Mas mesmo se perdoássemos isso, Horizon ainda seria uma série de TV ruim - apesar das imagens bonitas, os amadorismos do roteiro e da direção começam a se revelar já nos primeiros minutos de filme. Reparem, por exemplo, a maneira esquisita como o título "Horizon" surge na tela, sem nenhum timing, logo após um breve prólogo que não mostra nada substancial a ponto de justificar a música triunfante que entra em seguida. Essa falta senso narrativo/estético permeia o filme todo. Lá pela 1h45, há uma cena estranhíssima em uma caravana (onde uma carroça está sendo consertada e um cavalo fica agitado) que eu tive que rever umas 3 vezes e ainda fiquei sem entender completamente o que aconteceu. Outra cena visivelmente mal escrita/dirigida é a aquela em que a Mrs. Riordan bate com o guarda-chuva nos rapazes que estão "roubando" a cama de sua casa, mas depois muda de ideia pois descobre que a cama seria para a bela Miss Frances e sua filha Elizabeth. Mas a Mrs. Riordan sabia quem eram as duas? Por que ela muda tão bruscamente de atitude? Pela boa aparência das mulheres? Há vários momentos confusos assim, onde um conflito que você nem sabe pra que começou, envolvendo personagens que você mal sabe quem são, é resolvido de maneira arbitrária. Costner consegue deixar confusa qualquer cena que seja mais complexa que duas cabeças conversando, e muito disso é problema da fotografia também - por isso nunca se deve confundir "imagens bonitas" com uma boa direção de fotografia.
Eticamente/politicamente, a visão da América que Costner projeta aqui também é problemática - não é mais a América representada pelos faroestes de John Ford ou Howard Hawks, mas uma releitura dela, influenciada por crenças e valores do conservadorismo moderno "pós-liberal". O que é romantizado aqui não é a América "terra dos livres", o país onde instituições garantiam as liberdades dos cidadãos para perseguirem seus objetivos - mas uma terra ainda livre de instituições sólidas, onde os homens passam a maior parte do tempo não perseguindo seus objetivos, mas lutando contra bandidos - o tipo de sociedade primitiva, dominada por força bruta e por valores tradicionais que é cultuada por muitos críticos da sociedade moderna, e que me remete a séries como Game of Thrones. (A maneira como o filme demoniza o casal jovem "elitizado" da caravana é particularmente reveladora e reflete o teor populista/anti-ricos da política moderna).
Mas o problema mais fundamental de
Horizon me parece ser epistemológico - o fato de Costner ter tentado com esse projeto filmar uma abstração, um ideal platônico dessa América que ele admira - o que não é possível, pois a arte requer que você concretize as abstrações que você quer projetar.

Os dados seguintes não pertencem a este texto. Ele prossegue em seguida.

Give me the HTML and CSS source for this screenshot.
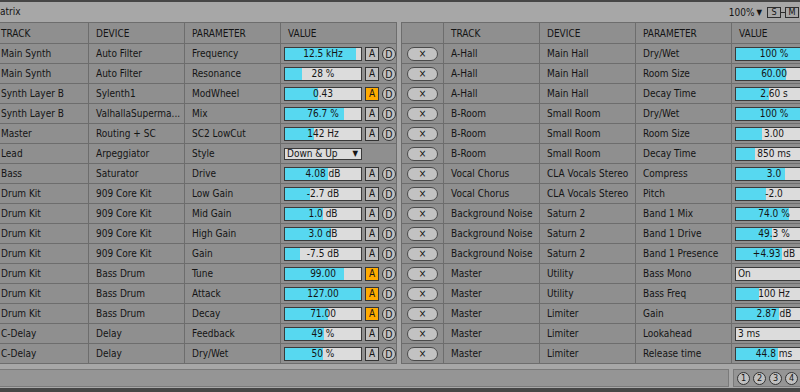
FILE: index.html
```html
<!DOCTYPE html>
<html>
<head>
<meta charset="utf-8">
<link rel="stylesheet" href="styles.css">
</head>
<body>
<div class="topline"></div>
<div class="titlebar">
  <span class="title">atrix</span>
  <div class="viewctl">
    <span class="zoomval">100%</span><span class="tri">▼</span>
    <span class="tbox">S</span><span class="dash"></span><span class="tbox">M</span>
  </div>
</div>
<div class="main">
  <div class="panel left">
    <div class="row head"><div class="c">TRACK</div><div class="c">DEVICE</div><div class="c">PARAMETER</div><div class="c">VALUE</div></div>
    <div class="row"><div class="c">Main Synth</div><div class="c">Auto Filter</div><div class="c">Frequency</div><div class="c v"><div class="slider" style="--v:94%">12.5 kHz</div><span class="abtn">A</span><span class="dbtn">D</span></div></div>
    <div class="row"><div class="c">Main Synth</div><div class="c">Auto Filter</div><div class="c">Resonance</div><div class="c v"><div class="slider" style="--v:23%">28 %</div><span class="abtn">A</span><span class="dbtn">D</span></div></div>
    <div class="row"><div class="c">Synth Layer B</div><div class="c">Sylenth1</div><div class="c">ModWheel</div><div class="c v"><div class="slider" style="--v:43%">0.43</div><span class="abtn on">A</span><span class="dbtn">D</span></div></div>
    <div class="row"><div class="c">Synth Layer B</div><div class="c">ValhallaSuperma...</div><div class="c">Mix</div><div class="c v"><div class="slider" style="--v:77%">76.7 %</div><span class="abtn">A</span><span class="dbtn">D</span></div></div>
    <div class="row"><div class="c">Master</div><div class="c">Routing + SC</div><div class="c">SC2 LowCut</div><div class="c v"><div class="slider" style="--v:38%">142 Hz</div><span class="abtn">A</span><span class="dbtn">D</span></div></div>
    <div class="row"><div class="c">Lead</div><div class="c">Arpeggiator</div><div class="c">Style</div><div class="c v"><div class="dropdown"><span>Down &amp; Up</span><span class="dtri">▼</span></div></div></div>
    <div class="row"><div class="c">Bass</div><div class="c">Saturator</div><div class="c">Drive</div><div class="c v"><div class="slider" style="--v:56%">4.08 dB</div><span class="abtn">A</span><span class="dbtn">D</span></div></div>
    <div class="row"><div class="c">Drum Kit</div><div class="c">909 Core Kit</div><div class="c">Low Gain</div><div class="c v"><div class="slider" style="--v:33%">-2.7 dB</div><span class="abtn">A</span><span class="dbtn">D</span></div></div>
    <div class="row"><div class="c">Drum Kit</div><div class="c">909 Core Kit</div><div class="c">Mid Gain</div><div class="c v"><div class="slider" style="--v:50%">1.0 dB</div><span class="abtn">A</span><span class="dbtn">D</span></div></div>
    <div class="row"><div class="c">Drum Kit</div><div class="c">909 Core Kit</div><div class="c">High Gain</div><div class="c v"><div class="slider" style="--v:60%">3.0 dB</div><span class="abtn">A</span><span class="dbtn">D</span></div></div>
    <div class="row"><div class="c">Drum Kit</div><div class="c">909 Core Kit</div><div class="c">Gain</div><div class="c v"><div class="slider" style="--v:20%">-7.5 dB</div><span class="abtn">A</span><span class="dbtn">D</span></div></div>
    <div class="row"><div class="c">Drum Kit</div><div class="c">Bass Drum</div><div class="c">Tune</div><div class="c v"><div class="slider" style="--v:78%">99.00</div><span class="abtn on">A</span><span class="dbtn">D</span></div></div>
    <div class="row"><div class="c">Drum Kit</div><div class="c">Bass Drum</div><div class="c">Attack</div><div class="c v"><div class="slider" style="--v:100%">127.00</div><span class="abtn on">A</span><span class="dbtn">D</span></div></div>
    <div class="row"><div class="c">Drum Kit</div><div class="c">Bass Drum</div><div class="c">Decay</div><div class="c v"><div class="slider" style="--v:57%">71.00</div><span class="abtn on">A</span><span class="dbtn">D</span></div></div>
    <div class="row"><div class="c">C-Delay</div><div class="c">Delay</div><div class="c">Feedback</div><div class="c v"><div class="slider" style="--v:51%">49 %</div><span class="abtn">A</span><span class="dbtn">D</span></div></div>
    <div class="row"><div class="c">C-Delay</div><div class="c">Delay</div><div class="c">Dry/Wet</div><div class="c v"><div class="slider" style="--v:50%">50 %</div><span class="abtn">A</span><span class="dbtn">D</span></div></div>
  </div>
  <div class="panel right">
    <div class="row head"><div class="c"></div><div class="c">TRACK</div><div class="c">DEVICE</div><div class="c">PARAMETER</div><div class="c">VALUE</div></div>
    <div class="row"><div class="c x"><span class="pill">×</span></div><div class="c">A-Hall</div><div class="c">Main Hall</div><div class="c">Dry/Wet</div><div class="c v"><div class="slider" style="--v:100%">100 %</div></div></div>
    <div class="row"><div class="c x"><span class="pill">×</span></div><div class="c">A-Hall</div><div class="c">Main Hall</div><div class="c">Room Size</div><div class="c v"><div class="slider" style="--v:66%">60.00</div></div></div>
    <div class="row"><div class="c x"><span class="pill">×</span></div><div class="c">A-Hall</div><div class="c">Main Hall</div><div class="c">Decay Time</div><div class="c v"><div class="slider" style="--v:43%">2.60 s</div></div></div>
    <div class="row"><div class="c x"><span class="pill">×</span></div><div class="c">B-Room</div><div class="c">Small Room</div><div class="c">Dry/Wet</div><div class="c v"><div class="slider" style="--v:100%">100 %</div></div></div>
    <div class="row"><div class="c x"><span class="pill">×</span></div><div class="c">B-Room</div><div class="c">Small Room</div><div class="c">Room Size</div><div class="c v"><div class="slider" style="--v:34%">3.00</div></div></div>
    <div class="row"><div class="c x"><span class="pill">×</span></div><div class="c">B-Room</div><div class="c">Small Room</div><div class="c">Decay Time</div><div class="c v"><div class="slider" style="--v:25%">850 ms</div></div></div>
    <div class="row"><div class="c x"><span class="pill">×</span></div><div class="c">Vocal Chorus</div><div class="c">CLA Vocals Stereo</div><div class="c">Compress</div><div class="c v"><div class="slider" style="--v:64%">3.0</div></div></div>
    <div class="row"><div class="c x"><span class="pill">×</span></div><div class="c">Vocal Chorus</div><div class="c">CLA Vocals Stereo</div><div class="c">Pitch</div><div class="c v"><div class="slider" style="--v:39%">-2.0</div></div></div>
    <div class="row"><div class="c x"><span class="pill">×</span></div><div class="c">Background Noise</div><div class="c">Saturn 2</div><div class="c">Band 1 Mix</div><div class="c v"><div class="slider" style="--v:70%">74.0 %</div></div></div>
    <div class="row"><div class="c x"><span class="pill">×</span></div><div class="c">Background Noise</div><div class="c">Saturn 2</div><div class="c">Band 1 Drive</div><div class="c v"><div class="slider" style="--v:47%">49.3 %</div></div></div>
    <div class="row"><div class="c x"><span class="pill">×</span></div><div class="c">Background Noise</div><div class="c">Saturn 2</div><div class="c">Band 1 Presence</div><div class="c v"><div class="slider" style="--v:60%">+4.93 dB</div></div></div>
    <div class="row"><div class="c x"><span class="pill">×</span></div><div class="c">Master</div><div class="c">Utility</div><div class="c">Bass Mono</div><div class="c v"><div class="slider plain">On</div></div></div>
    <div class="row"><div class="c x"><span class="pill">×</span></div><div class="c">Master</div><div class="c">Utility</div><div class="c">Bass Freq</div><div class="c v"><div class="slider" style="--v:30%">100 Hz</div></div></div>
    <div class="row"><div class="c x"><span class="pill">×</span></div><div class="c">Master</div><div class="c">Limiter</div><div class="c">Gain</div><div class="c v"><div class="slider" style="--v:56%">2.87 dB</div></div></div>
    <div class="row"><div class="c x"><span class="pill">×</span></div><div class="c">Master</div><div class="c">Limiter</div><div class="c">Lookahead</div><div class="c v"><div class="slider plain">3 ms</div></div></div>
    <div class="row"><div class="c x"><span class="pill">×</span></div><div class="c">Master</div><div class="c">Limiter</div><div class="c">Release time</div><div class="c v"><div class="slider" style="--v:55%">44.8 ms</div></div></div>
  </div>
</div>
<div class="statusbar">
  <div class="sbox wide"></div>
  <div class="sbox nums"><span class="num">1</span><span class="num">2</span><span class="num">3</span><span class="num">4</span></div>
</div>
<div class="bottomline"></div>
</body>
</html>
```
FILE: styles.css
```css
html, body {
  margin: 0;
  padding: 0;
  width: 800px;
  height: 392px;
  overflow: hidden;
  background: #a7a7a7;
  font-family: "DejaVu Sans Condensed", "DejaVu Sans", sans-serif;
  font-stretch: condensed;
  font-size: 10px;
  color: #141414;
}

.topline { height: 2px; background: #464646; }
.bottomline { height: 4px; background: #464646; margin-top: 1px; }

.titlebar {
  height: 20px;
  display: flex;
  align-items: center;
  justify-content: space-between;
}
.title { line-height: 20px; }
.viewctl { display: flex; align-items: center; padding-right: 1px; }
.zoomval { margin-right: 2px; }
.tri { font-size: 8px; margin-right: 5px; }
.tbox {
  box-sizing: border-box;
  width: 14px;
  height: 11px;
  border: 1px solid #2e2e2e;
  font-size: 9px;
  line-height: 9px;
  text-align: center;
}
.dash { width: 4px; height: 1px; background: #2e2e2e; }

.main {
  display: flex;
  gap: 4px;
  width: 800px;
  height: 342px;
  overflow: hidden;
}
.panel {
  background: #8f8f8f;
  border-top: 1px solid #6d6d6d;
  overflow: hidden;
}
.left { width: 397px; flex: none; }
.right { flex: 1; min-width: 0; border-left: 1px solid #6d6d6d; }

.row {
  display: grid;
  height: 20px;
  box-sizing: border-box;
  border-bottom: 1px solid #6d6d6d;
}
.left .row { grid-template-columns: 89px 96px 96px 116px; }
.right .row { grid-template-columns: 42px 96px 96px 96px 68px; }
.row.head { height: 21px; }

.c {
  box-sizing: border-box;
  border-right: 1px solid #6d6d6d;
  padding-left: 7px;
  display: flex;
  align-items: center;
  white-space: nowrap;
  overflow: hidden;
}
.right .c:last-child { border-right: none; }
.left .c:first-child { padding-left: 1px; }
.c.v { padding-left: 3px; gap: 3px; }
.c.x { padding-left: 5px; }

.slider {
  box-sizing: border-box;
  width: 78px;
  height: 14px;
  border: 1px solid #3a3a3a;
  background: linear-gradient(to right, #57d8f0 var(--v), #dcdcdc var(--v));
  text-align: center;
  line-height: 12px;
  flex: none;
}
.slider.plain {
  background: #dcdcdc;
  text-align: left;
  padding-left: 2px;
}
.dropdown {
  box-sizing: border-box;
  width: 78px;
  height: 12px;
  border: 1px solid #3a3a3a;
  background: #dcdcdc;
  display: flex;
  justify-content: space-between;
  align-items: center;
  padding: 0 3px 0 2px;
  line-height: 10px;
}
.dtri { font-size: 8px; }

.abtn {
  box-sizing: border-box;
  width: 14px;
  height: 14px;
  border: 1px solid #333;
  background: #c0c0c0;
  text-align: center;
  line-height: 12px;
  flex: none;
}
.abtn.on { background: #ffab00; }
.dbtn {
  box-sizing: border-box;
  width: 14px;
  height: 14px;
  border: 1px solid #333;
  border-radius: 50%;
  background: #c0c0c0;
  text-align: center;
  line-height: 12px;
  font-size: 10.5px;
  flex: none;
}

.pill {
  box-sizing: border-box;
  width: 31px;
  height: 14px;
  border: 1px solid #4a4a4a;
  border-radius: 7px;
  background: #c2c2c2;
  text-align: center;
  line-height: 12px;
  font-size: 10px;
}

.statusbar {
  margin-top: 5px;
  height: 18px;
  display: flex;
  gap: 4px;
  overflow: hidden;
}
.sbox {
  box-sizing: border-box;
  height: 18px;
  border: 1px solid #7a7a7a;
  background: #959595;
}
.sbox.wide { width: 729px; border-left: none; flex: none; }
.sbox.nums {
  flex: 1;
  display: flex;
  align-items: center;
  padding-left: 3px;
  gap: 3px;
  border-right: none;
}
.num {
  box-sizing: border-box;
  width: 13px;
  height: 13px;
  border: 1px solid #333;
  border-radius: 50%;
  background: #c0c0c0;
  font-size: 9px;
  line-height: 11px;
  text-align: center;
  flex: none;
}
```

Por não entender esta relação entre "abstrações" e "concretos", ele criou um roteiro extremamente genérico, sem conteúdo. Todos os personagens em
Horizon parecem estereótipos vazios: "o cavaleiro durão", "a esposa respeitável", "a prostituta indócil". Nenhum diálogo é específico/real o bastante a ponto dessas figuras se tornarem seres humanos convincentes na tela. Elas falam e agem
como o estereótipo falaria e agiria, e o mesmo vale para a América em si. Em vez de mostrar coisas particulares, interessantes, que somadas criassem esta impressão nostálgia do Oeste, Costner tentou pular direto para a abstração, filmando uma série de situações e personagens que já parecem imediatamente "românticos" e "nostálgicos". Pegue, por exemplo, a cena do acampamento onde a garotinha Elizabeth se despede dos amigos que estão partindo para a batalha. O heroísmo dos rapazes e a comoção da menina vêm como uma completa surpresa para o espectador, pois nós não conhecemos ninguém direito e não vimos em nenhum momento uma amizade profunda se desenvolver entre os personagens. Para o espectador desatento, que está vendo o filme mexendo no celular ou lavando louça, a cena parecerá ter certa credibilidade por conta da produção respeitável, mas pra quem estiver atento, tentando conectar os pontos, ela não significará absolutamente nada (é o mesmo tipo de
Emoção Irracional que discuti no caso de
Interestelar).
Essa abordagem (decorrente da epistemologia mística/platônica/não-objetiva do artista) em vez de intensificar a abstração e deixar o Oeste ainda mais colorido e grandioso na mente do espectador, acaba fazendo o oposto - a memória que o filme deixa é apenas a de um borrão sem forma - como fatos que você ouve em uma aula de história, mas que são tão impessoais e fora de contexto que no dia da prova você já esqueceu tudo.
Horizon: An American Saga - Chapter 1 / 2024 / Kevin Costner
(Evito baixar torrents de lançamentos, mas Horizon ainda não tem previsão de estréia Brasil, e por conta do fracasso, é bem possível que ele venha direto para o streaming - caso seja lançado no cinema, comprarei o ingresso, mas não pretendo ver o filme de novo, até porque a linguagem de TV não cria nenhum senso de urgência de vê-lo na tela grande.)